Of course if McCain had made a conventinal pick for VP, the newsies might have gone back to Obama's speech pretty quickly. But rolling the dice and picking an absolute outsider like Palin guaranteed that the press would be glued to the McCain camp as they digested the news (this would be reason #2 in why it's a briliant move). Palin gave the McCain campaign something far more than a one-day spectacle, she validated the image of McCain as a maverick. Not only is she a Washington outsider, but she's an outsider with a record of taking on the powers that be. Palin took on one of Alaska's most powerful political families, the Murkowskis - defeating the patriarch Frank in a primary fight to win the Governor's seat. She also took on the powerful oil and gas industry (the lifeblood of the Alaskan economy) and in a move that likely endeared her to McCain, fought against funding for the infamous "Bridge to nowhere" that McCain rails about from he stump as pork barrel spending gone amok.

And while McCain was validating his image as a political maverick by tapping another maverick to be his running mate, Obama decided that the best person to help him bring change to Washington was Joe Biden, a very nice and honorable man, but also someone who has been in the Senate since 1973. Not exactly someone who screams "change".

But the third, and I think biggest, reason why I think Palin will help McCain win the White House is simply the Left's reaction to her. Almost immediately after the announcement the Obama camp, their surrogates, and allied media outlets and pundits began the attacks against her (the Right did the same thing when Biden was announced as Obama's VP of course). Their main line of attack is that Sarah Palin doesn't have the experience to be president.

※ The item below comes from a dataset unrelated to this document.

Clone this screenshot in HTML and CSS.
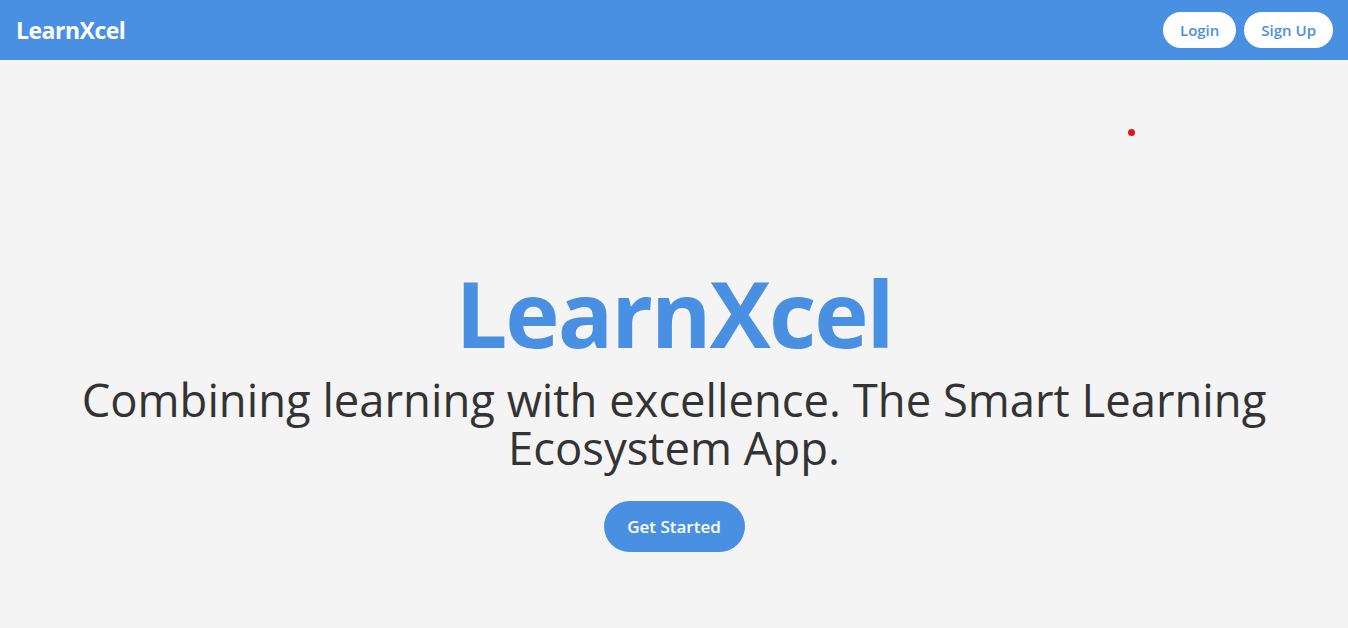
FILE: index.html
```html
<!DOCTYPE html>
<html lang="en">
<head>
<meta charset="utf-8">
<title>LearnXcel</title>
<link rel="stylesheet" href="styles.css">
</head>
<body>
<header class="navbar">
  <div class="brand">LearnXcel</div>
  <nav class="nav-actions">
    <button class="pill-btn">Login</button>
    <button class="pill-btn">Sign Up</button>
  </nav>
</header>
<main class="hero">
  <span class="cursor-dot"></span>
  <h1 class="hero-title">LearnXcel</h1>
  <p class="hero-sub">Combining learning with excellence. The Smart Learning Ecosystem App.</p>
  <button class="cta-btn">Get Started</button>
</main>
</body>
</html>
```
FILE: styles.css
```css
* { box-sizing: border-box; }
html, body { margin: 0; padding: 0; }
body {
  background: #f4f4f4;
  font-family: "Open Sans", "Noto Sans", sans-serif;
  color: #333;
  height: 628px;
  overflow: hidden;
}
.navbar {
  height: 60px;
  background: #4a90e2;
  display: flex;
  align-items: center;
  justify-content: space-between;
  padding: 0 15px 0 16px;
}
.brand {
  color: #fff;
  font-weight: 700;
  font-size: 23px;
  letter-spacing: -0.5px;
}
.nav-actions {
  display: flex;
  gap: 8px;
}
.pill-btn {
  font-family: inherit;
  background: #fff;
  color: #4a90e2;
  border: none;
  border-radius: 18px;
  height: 36px;
  padding: 0 17px;
  font-size: 15px;
  font-weight: 600;
}
.hero {
  position: relative;
  display: flex;
  flex-direction: column;
  align-items: center;
  text-align: center;
  padding: 203px 70px 0;
}
.cursor-dot {
  position: absolute;
  left: 1128px;
  top: 69px;
  width: 7px;
  height: 7px;
  border-radius: 50%;
  background: #e3161b;
}
.hero-title {
  margin: 0;
  font-size: 92px;
  font-weight: 700;
  line-height: 100px;
  color: #4a90e2;
  letter-spacing: -2px;
}
.hero-sub {
  margin: 12px 0 0;
  font-size: 45.4px;
  line-height: 48px;
  font-weight: 400;
  max-width: 1220px;
}
.cta-btn {
  margin-top: 30px;
  font-family: inherit;
  background: #4a90e2;
  color: #fff;
  border: none;
  border-radius: 26px;
  width: 141px;
  height: 51px;
  font-size: 17px;
  font-weight: 600;
}
```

This is a really odd (and poor) choice of attack considering that one of Barack Obama's biggest selling points early on was that he is "an outsider", someone not tainted by years in Washington. And that only someone who hasn't spent years becoming engrained in the Washington culture (like say, Biden) can really bring about the type of change we need. That begs the question though why is inexperience a virtue for Obama, but a flaw for Palin? You basically can't get further from Washington than Alaska.

To make it worse, they are arguing that Palin is too inexperienced to be "one heartbeat" from the presidency. They point out that she's only been governor of Alaska for two years and that three years ago she mayor of a town of 8,000 people (she served as mayor for six years). Yet these same people argue that Obama is qualified to BE president despite having only two years in the US Senate before deciding to run for president (along with seven years as a state senator in Illinois). In terms of number of years in elected office, Obama has more, but there is one important difference.

Obama has zero years serving as an executive, where Palin has two at the state level and six at the local (plus she and her husband ran a small business, something Barack never did). Why is that important? Because sixteen of our presidents were first governors, only two came to the presidency via the Senate. And that's not surprising, the president is essentially an executive, one who ultimately has to make tough decisions and live with the consequences (or as George W. Bush once infamously quipped, "I am the decider"). That's what governors (and mayors) do, they make decisions, where senators talk (and talk and talk). Not that there's anything wrong with that, the Senate is meant to be a deliberative body where decisions are made by consensus, but history has shown it's not the same training for the White House that serving as governor is.

So you could make the argument that Palin in fact has MORE relevant experience than Obama. I won't make that argument, but I can see the logic behind it. The bigger point here is that any questions raised about Palin having the experience to be president only serves as an unpleasant reminder that Obama too is a neophyte when it comes to the political big time.

But where I think Palin's critics are really going to damage (to themselves) is not in the questions about her experience, but the questions about her personality. The Huffington Post is already in a tizzy over Palin, most of the front page of their site was dedicated to hit pieces about her (that and stories about how Lindsey Lohan is mad at her dad and that David Duchovny has a sex addiction). The policy pieces are fine, questions about her past positions are more than valid. But the pieces about her hair, her glasses, her shoes, the way she talks, the way she acts with her family are not. Why? Because Sarah Palin looks and acts and talks like middle America. Another genius element to her pick is just how Middle America she looks.

I think these comments are going to be read as having an air of elitism about them. That this is the way the people in New York, and Washington and LA look (down) on "flyover country" as they like to call the big swath of the country between the coasts. The problem for Obama is that if people think his surrogates are elitists, they will think he is an elitist. George W. Bush's blood may be as blue as John Kerry and Al Gore's but Dubya came off as a guy who would have a beer with the fellas at the corner bar, Kerry and Gore were painted as never setting foot in a place that didn't serve brie and a nice cabernet. We all know how those elections turned out.